Flexure tests are performed to determine important mechanical characteristics. The laminate of the specimen is loaded on the bottom with a tensile force and on the top with a compressive force. No force is applied to the laminate planes in the middle. Furthermore, in this test setup, in-plane shear stresses arise, which can be minimized by selecting a wide span in proportion to the thickness of the specimen.
In the case of multi-directional laminates, a flexure test can be used to identify layup errors, which is useful for quality control and goods inwards checks.
In flexure tests, precise alignment of the tool's supports and dies is also mandatory to achieve accurate and reproducible test results. ZwickRoell has developed special flexure tools for these types of tests, in which all elements can be adjusted to one another with precision.

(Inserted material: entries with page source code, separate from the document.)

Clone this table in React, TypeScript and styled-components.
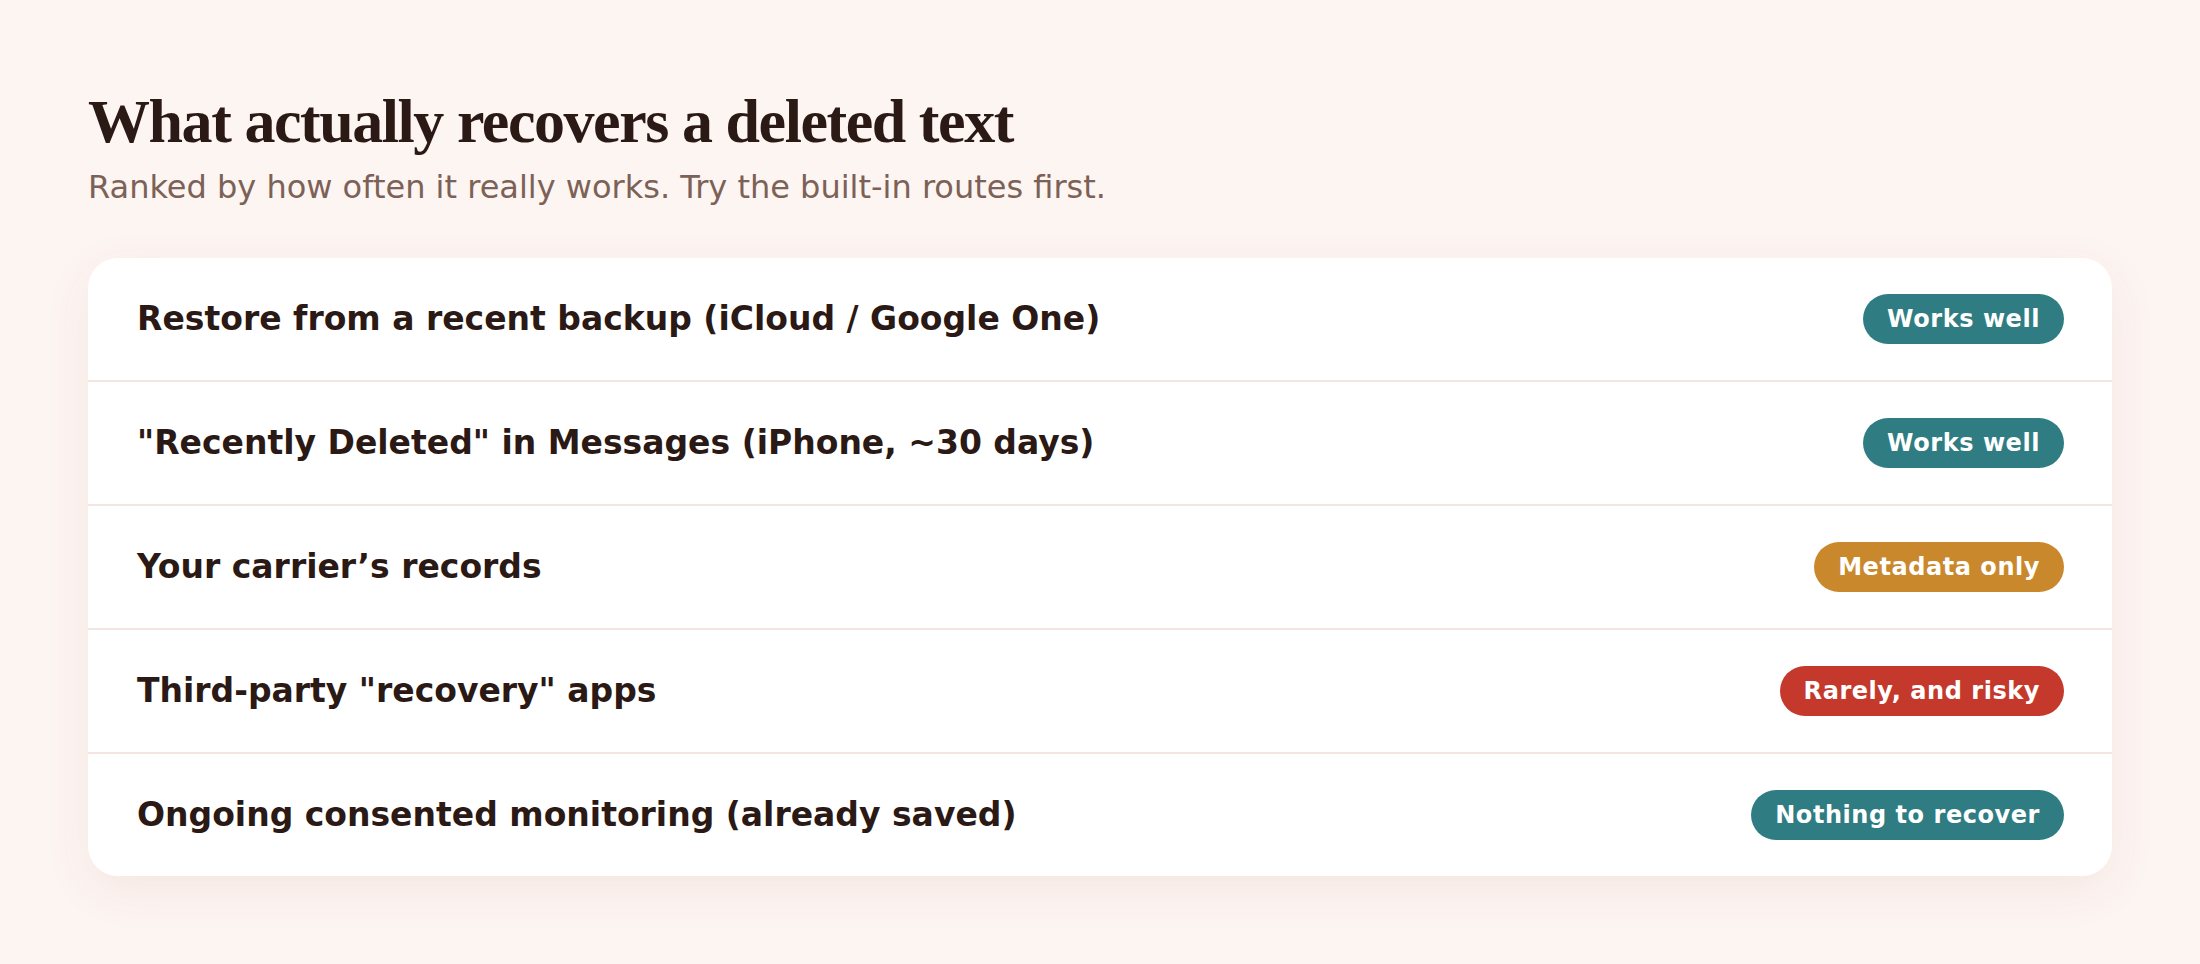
import React from "react";
import styled, { createGlobalStyle } from "styled-components";

const GlobalStyle = createGlobalStyle`
  html, body {
    margin: 0;
    padding: 0;
    background: #fdf5f2;
  }
  body {
    font-family: "DejaVu Sans", "Noto Sans", sans-serif;
    color: #2a1914;
  }
`;

const Page = styled.main`
  padding: 87px 88px 88px;
  box-sizing: border-box;
  min-height: 964px;
`;

const Title = styled.h1`
  margin: 0;
  font-family: "Liberation Serif", "Times New Roman", serif;
  font-weight: 700;
  font-size: 62px;
  line-height: 1.1;
  letter-spacing: -1.45px;
  color: #2a1914;
`;

const Subtitle = styled.p`
  margin: 10px 0 0;
  font-family: "DejaVu Sans", sans-serif;
  font-size: 32px;
  line-height: 1.4;
  color: #7c6157;
`;

const Card = styled.ul`
  list-style: none;
  margin: 48px 0 0;
  padding: 0;
  background: #ffffff;
  border-radius: 30px;
  box-shadow: 0 14px 48px rgba(140, 70, 50, 0.08);
  overflow: hidden;
`;

const Row = styled.li`
  display: flex;
  align-items: center;
  justify-content: space-between;
  gap: 24px;
  height: 122px;
  padding: 0 48px 0 49px;
  box-sizing: border-box;
  & + & {
    border-top: 2px solid #f3e6e1;
    height: 124px;
  }
`;

const Label = styled.span`
  font-family: "DejaVu Sans", sans-serif;
  font-weight: 700;
  font-size: 33px;
  color: #2a1914;
`;

type Tone = "good" | "meta" | "risky";

const toneColors: Record<Tone, string> = {
  good: "#2f7d83",
  meta: "#ca882c",
  risky: "#c4392b",
};

const Badge = styled.span<{ $tone: Tone }>`
  display: inline-block;
  flex-shrink: 0;
  padding: 0 24px;
  height: 50px;
  line-height: 50px;
  border-radius: 25px;
  background: ${(p) => toneColors[p.$tone]};
  color: #ffffff;
  font-family: "DejaVu Sans", sans-serif;
  font-weight: 700;
  font-size: 24px;
  letter-spacing: 0.55px;
  white-space: nowrap;
`;

const rows: { label: string; badge: string; tone: Tone }[] = [
  { label: "Restore from a recent backup (iCloud / Google One)", badge: "Works well", tone: "good" },
  { label: "\"Recently Deleted\" in Messages (iPhone, ~30 days)", badge: "Works well", tone: "good" },
  { label: "Your carrier\u2019s records", badge: "Metadata only", tone: "meta" },
  { label: "Third-party \"recovery\" apps", badge: "Rarely, and risky", tone: "risky" },
  { label: "Ongoing consented monitoring (already saved)", badge: "Nothing to recover", tone: "good" },
];

export default function App() {
  return (
    <>
      <GlobalStyle />
      <Page>
        <Title>What actually recovers a deleted text</Title>
        <Subtitle>Ranked by how often it really works. Try the built-in routes first.</Subtitle>
        <Card>
          {rows.map((r) => (
            <Row key={r.label}>
              <Label>{r.label}</Label>
              <Badge $tone={r.tone}>{r.badge}</Badge>
            </Row>
          ))}
        </Card>
      </Page>
    </>
  );
}
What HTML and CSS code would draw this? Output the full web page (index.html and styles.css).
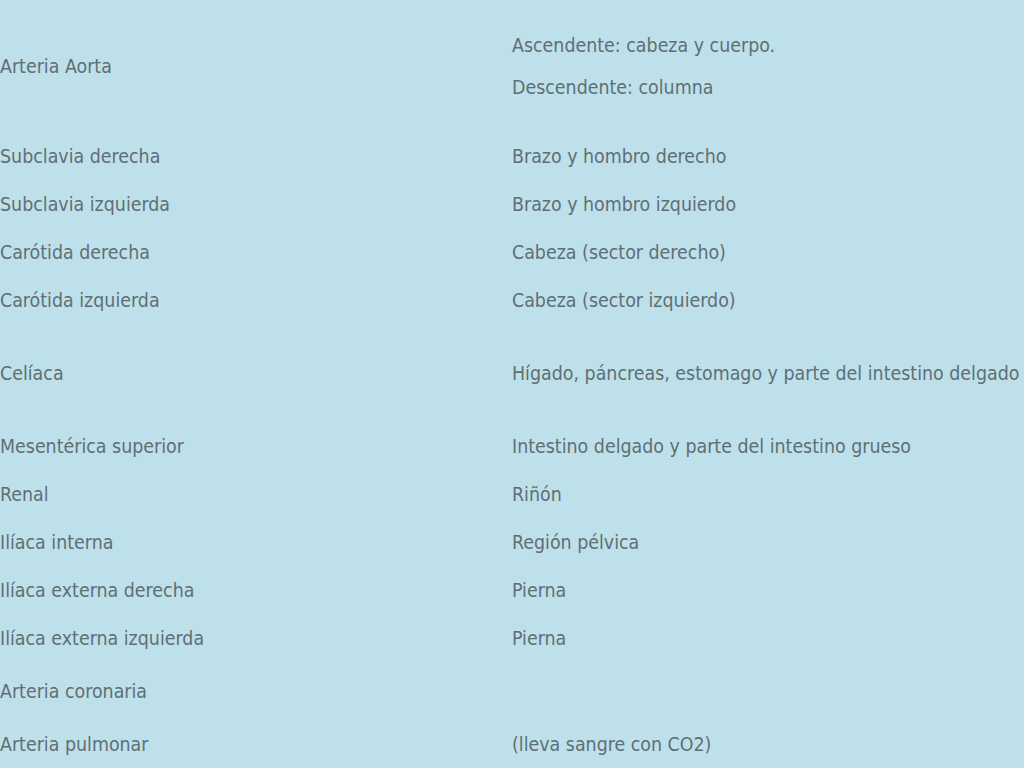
FILE: index.html
```html
<!DOCTYPE html>
<html lang="es">
<head>
<meta charset="utf-8">
<title>Arterias</title>
<link rel="stylesheet" href="styles.css">
</head>
<body>
<div class="table">
  <div class="row r-aorta">
    <div class="cell">Arteria Aorta</div>
    <div class="cell stack"><p>Ascendente: cabeza y cuerpo.</p><p>Descendente: columna</p></div>
  </div>
  <div class="row"><div class="cell">Subclavia derecha</div><div class="cell">Brazo y hombro derecho</div></div>
  <div class="row"><div class="cell">Subclavia izquierda</div><div class="cell">Brazo y hombro izquierdo</div></div>
  <div class="row"><div class="cell">Carótida derecha</div><div class="cell">Cabeza (sector derecho)</div></div>
  <div class="row"><div class="cell">Carótida izquierda</div><div class="cell">Cabeza (sector izquierdo)</div></div>
  <div class="row r-tall"><div class="cell">Celíaca</div><div class="cell">Hígado, páncreas, estomago y parte del intestino delgado</div></div>
  <div class="row"><div class="cell">Mesentérica superior</div><div class="cell">Intestino delgado y parte del intestino grueso</div></div>
  <div class="row"><div class="cell">Renal</div><div class="cell">Riñón</div></div>
  <div class="row"><div class="cell">Ilíaca interna</div><div class="cell">Región pélvica</div></div>
  <div class="row"><div class="cell">Ilíaca externa derecha</div><div class="cell">Pierna</div></div>
  <div class="row"><div class="cell">Ilíaca externa izquierda</div><div class="cell">Pierna</div></div>
  <div class="row r-mid"><div class="cell">Arteria coronaria</div><div class="cell"></div></div>
  <div class="row"><div class="cell">Arteria pulmonar</div><div class="cell">(lleva sangre con CO2)</div></div>
</div>
</body>
</html>
```
FILE: styles.css
```css
html, body {
  margin: 0;
  padding: 0;
  background: #bee0ea;
}
body {
  width: 1024px;
  height: 768px;
  overflow: hidden;
  font-family: "DejaVu Sans Condensed", "DejaVu Sans", sans-serif;
  font-size: 19.4px;
  color: #5e6f74;
}
.table {
  display: flex;
  flex-direction: column;
  padding-top: 1px;
}
.row {
  display: grid;
  grid-template-columns: 512px 1fr;
  height: 48px;
}
.r-aorta { height: 132px; }
.r-tall { height: 98px; }
.r-mid { height: 58px; }
.cell {
  display: flex;
  flex-direction: column;
  justify-content: center;
  line-height: 24px;
  white-space: nowrap;
}
.stack { gap: 18px; }
.stack p { margin: 0; }
```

3-point flexure tests are common and easy to perform. Flexure can be measured with the crosshead travel encoder when the machine deformation is compensated.
- The flexure modulus is determined between 10% and 50% Fmax (EN 2562), or 10% and 25% Fmax (EN 2746), or between two strain limits (ISO and ASTM).
- The span to thickness ratio is defined as 32.1 by ASTM. ISO uses 20:1 for GFRP and 40:1 for CFRP, EN standards use 16:1 for GFRP and 40:1 for CFRP, thus subjecting the specimen to only low shear forces.
The advantage of the 4-point flexural setup is its freedom from shear forces in the mid-span area.
- The flexural modulus is determined between 0.05% and 0.25% strain (ISO 14125) or 0.1% and 0.3% strain (ASTM D7264).
- The central support span can be 1/3 (ISO 14125) or 1/2 (ASTM D7264) of the lower support span. The span to thickness ratio is 32:1 in ASTM. ISO uses 22.5:1 for GFRP and 40.5:1 for CFRP.
- In accordance with standards, flexure can be directly measured in the middle between the supports.